Union members have managed to defend themselves better than non-union workers, but the fight becomes harder for unions in each succeeding round of contract negotiations.
More than 47 million people have no health insurance at all, and tens of millions more have insurance in name only.
Profits for private health insurance companies, private hospital chains, and drug manufacturers are obscenely high, and these industries are among the biggest political spenders, both on lobbying and campaign contributions. The goal of all that money is to keep genuine healthcare reform off the political agenda, so that the profit stream keeps flowing.
In the past few years, we've seen politicians at both the state and federal level offer plans they call "univeral healthcare." But most of these are really schemes to force working people to buy health coverage from the same profit-bloated insurance companies who are a major cause of the crisis.
The real solution to the healthcare crisis is now before Congress. Reps. John Conyers (D-MI) and Dennis Kucinich (D-OH) in 2007 again introduced the U.S. National Health Insurance Act/Medicare for All (HR 676.) This bill would remove private for-profit insurance companies from healthcare, and create instead a single-payer system caovering everyone at far lower cost.
CURRENT STATUS
Re-introduction of the U.S. National Health Insurance Act/Expanded and Improved Medicare for All Act (HR676) in the 110th Congress has helped unify people fighting for a real health care solution. This legislation currently has 87 co-sponsors. There is, as yet, no companion bill in the Senate.
UE POSITION
Our union has called for national health insurance for many decades.

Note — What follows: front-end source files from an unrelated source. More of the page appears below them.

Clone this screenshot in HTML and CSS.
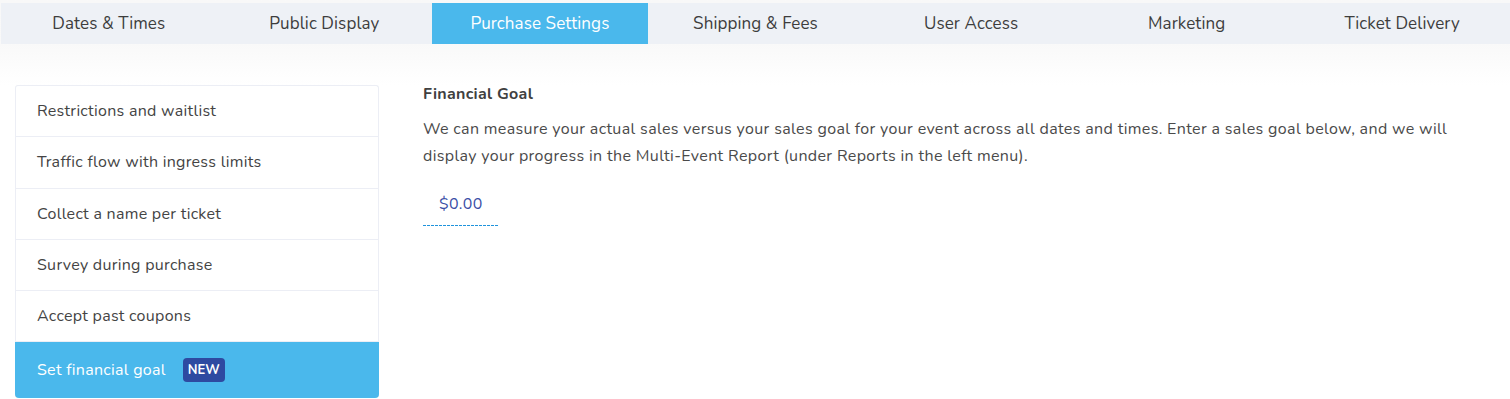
FILE: index.html
```html
<!DOCTYPE html>
<html>
<head>
<meta charset="utf-8">
<link rel="stylesheet" href="styles.css">
</head>
<body>
<header class="header">
  <nav class="tabs">
    <div class="tab">Dates &amp; Times</div>
    <div class="tab">Public Display</div>
    <div class="tab active">Purchase Settings</div>
    <div class="tab">Shipping &amp; Fees</div>
    <div class="tab">User Access</div>
    <div class="tab">Marketing</div>
    <div class="tab">Ticket Delivery</div>
  </nav>
</header>
<div class="main">
  <ul class="menu">
    <li class="item">Restrictions and waitlist</li>
    <li class="item">Traffic flow with ingress limits</li>
    <li class="item">Collect a name per ticket</li>
    <li class="item">Survey during purchase</li>
    <li class="item">Accept past coupons</li>
    <li class="item selected">Set financial goal <span class="badge">NEW</span></li>
  </ul>
  <section class="content">
    <h2 class="title">Financial Goal</h2>
    <p class="desc">We can measure your actual sales versus your sales goal for your event across all dates and times. Enter a sales goal below, and we will display your progress in the Multi-Event Report (under Reports in the left menu).</p>
    <div class="goal">$0.00</div>
  </section>
</div>
</body>
</html>
```

FILE: styles.css
```css
* { box-sizing: border-box; }
html, body { margin: 0; padding: 0; }
body {
  background: #ffffff;
  font-family: "Nunito", "Lato", "Noto Sans", sans-serif;
  color: #4a4a4a;
  width: 1510px;
  height: 399px;
  overflow: hidden;
}
.header {
  padding-top: 3px;
  padding-bottom: 41px;
  background: linear-gradient(#f8f8f8 0, #f9f9f9 44px, #ffffff 85px);
}
.tabs {
  display: grid;
  grid-template-columns: repeat(7, 1fr);
  margin-left: 1px;
  height: 41px;
  background: #eef1f6;
}
.tab {
  display: flex;
  align-items: center;
  justify-content: center;
  font-size: 17px;
  color: #3d3d3d;
  letter-spacing: 0.1px;
}
.tab.active { background: #4ab8ec; color: #ffffff; }
.main {
  display: flex;
  padding-left: 15px;
}
.menu {
  list-style: none;
  margin: 0;
  padding: 0;
  width: 364px;
  border: 1px solid #eceef5;
  border-bottom: none;
  border-radius: 3px;
  background: #fff;
  align-self: flex-start;
}
.item {
  height: 51.3px;
  display: flex;
  align-items: center;
  padding-left: 21px;
  font-size: 16px;
  letter-spacing: 0.28px;
  color: #444444;
  border-bottom: 1px solid #eceef5;
}
.item.selected {
  background: #4ab8ec;
  color: #ffffff;
  height: 56px;
  margin: 0 -1px;
  padding-left: 22px;
  border-bottom: none;
  border-radius: 0 0 4px 4px;
}
.badge {
  margin-left: 17px;
  background: #2e4aa1;
  color: #fff;
  font-size: 13px;
  font-weight: 700;
  letter-spacing: 0;
  padding: 3px 5px;
  border-radius: 4px;
  line-height: 18px;
}
.content {
  padding-left: 44px;
  padding-right: 40px;
  flex: 1;
}
.title {
  margin: -1px 0 0;
  font-size: 16px;
  font-weight: 700;
  letter-spacing: 0.3px;
  color: #404040;
  line-height: 20px;
}
.desc {
  margin: 11.5px 0 0;
  font-size: 16px;
  line-height: 27px;
  letter-spacing: 0.35px;
  color: #4a4a4a;
  max-width: 1040px;
}
.goal {
  margin-top: 24.5px;
  width: 75px;
  padding: 0 0 12px 16px;
  font-size: 16px;
  line-height: 20px;
  letter-spacing: 0.3px;
  color: #3a4ea6;
  background-image: repeating-linear-gradient(to right, #1f93dc 0, #1f93dc 3px, transparent 3px, transparent 4px);
  background-size: 100% 1px;
  background-position: left bottom;
  background-repeat: no-repeat;
}
```
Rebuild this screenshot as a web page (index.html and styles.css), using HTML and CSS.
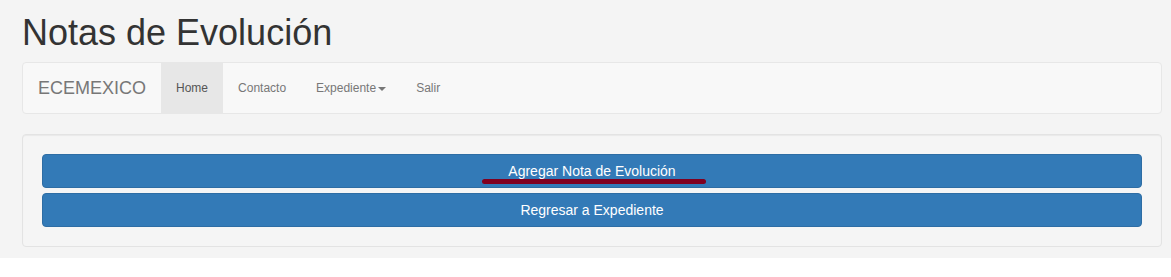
FILE: index.html
```html
<!DOCTYPE html>
<html lang="es">
<head>
<meta charset="utf-8">
<title>Notas de Evolución</title>
<link rel="stylesheet" href="styles.css">
</head>
<body>
<div class="page">
  <h1 class="title">Notas de Evolución</h1>
  <nav class="navbar">
    <a class="brand" href="#">ECEMEXICO</a>
    <ul class="nav">
      <li class="active"><a href="#">Home</a></li>
      <li><a href="#">Contacto</a></li>
      <li><a href="#">Expediente<span class="caret"></span></a></li>
      <li><a href="#">Salir</a></li>
    </ul>
  </nav>
  <div class="well">
    <button class="btn">Agregar Nota de Evolución<span class="mark"></span></button>
    <button class="btn btn-second">Regresar a Expediente</button>
  </div>
</div>
</body>
</html>
```

FILE: styles.css
```css
html, body {
  margin: 0;
  padding: 0;
  background: #ffffff;
}

body {
  font-family: "Liberation Sans", Arial, Helvetica, sans-serif;
  font-size: 14px;
  line-height: 20px;
  color: #333333;
}

.page {
  background: #f4f4f4;
  padding: 13px 9px 11px 22px;
}

.title {
  margin: 0 0 9px 0;
  font-size: 36px;
  line-height: 40px;
  font-weight: normal;
  color: #333333;
}

.navbar {
  display: flex;
  align-items: stretch;
  height: 50px;
  background: #f8f8f8;
  border: 1px solid #e7e7e7;
  border-radius: 4px;
  margin-bottom: 20px;
}

.brand {
  display: block;
  padding: 15px;
  font-size: 18px;
  line-height: 20px;
  color: #777777;
  text-decoration: none;
}

.nav {
  display: flex;
  list-style: none;
  margin: 0;
  padding: 0;
}

.nav li a {
  display: block;
  padding: 15px;
  font-size: 12px;
  line-height: 20px;
  color: #777777;
  text-decoration: none;
}

.nav li.active a {
  background: #e7e7e7;
  color: #555555;
}

.caret {
  display: inline-block;
  width: 0;
  height: 0;
  margin-left: 2px;
  vertical-align: middle;
  border-top: 4px solid #777777;
  border-left: 4px solid transparent;
  border-right: 4px solid transparent;
}

.well {
  background: #f5f5f5;
  border: 1px solid #e3e3e3;
  border-radius: 4px;
  padding: 19px;
  box-shadow: inset 0 1px 1px rgba(0, 0, 0, 0.05);
}

.btn {
  position: relative;
  display: block;
  width: 100%;
  height: 34px;
  padding: 6px 12px;
  font-family: "Liberation Sans", Arial, Helvetica, sans-serif;
  font-size: 14px;
  line-height: 20px;
  color: #ffffff;
  background: #337ab7;
  border: 1px solid #2e6da4;
  border-radius: 4px;
  text-align: center;
  cursor: pointer;
}

.btn-second {
  margin-top: 5px;
}

.mark {
  position: absolute;
  left: 50%;
  margin-left: -110px;
  top: 24px;
  width: 224px;
  height: 5px;
  border-radius: 3px;
  background: #800020;
}
```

We support a national "single-payer" plan that would eliminate private health insurance companies altogether. The new national healthcare agency would be the "single-payer" of medical and hospital bills. Everyone in our country would be covered, regardless of employment status or age. The funds for the new system would come from a payroll tax on employers, and small out-of pocket contributions by individuals. Medicare already exists as a model "single payer" plan, covering all senior citizens.
FAST FACTS
- In the U.S., 47 million people lack health insurance altogether.
- More than 75 million people are without health coverage for some period each year.
- Millions of working people simply cannot afford health insurance premiums.
- Medicare, a single-payer plan, covers millions of seniors at a 2 percent administrative cost.
- Private insurers waste over 30 cents of every healthcare dollar on profits, advertising, duplication of services, and sky-high pay for executives.
- Catastrophic medical bills account for a majority of personal bankruptcy filings.
- Every industrialized country except the U.S. provides for some kind of national healthcare.
- Healthcare spending per capita in the U.S. is approximately double that of most other industrialized countries, and escalates at three to four times the rate of inflation.
- The U.S. spends over $7,000 per person each year on profit-driven healthcare. Canada spends about half that for its single-payer system, yet manages to cover everyone. Canadians on average live two to three years longer than Americans.
- Forcing the uninsured to buy private insurance only delivers even higher profits to the insurance companies.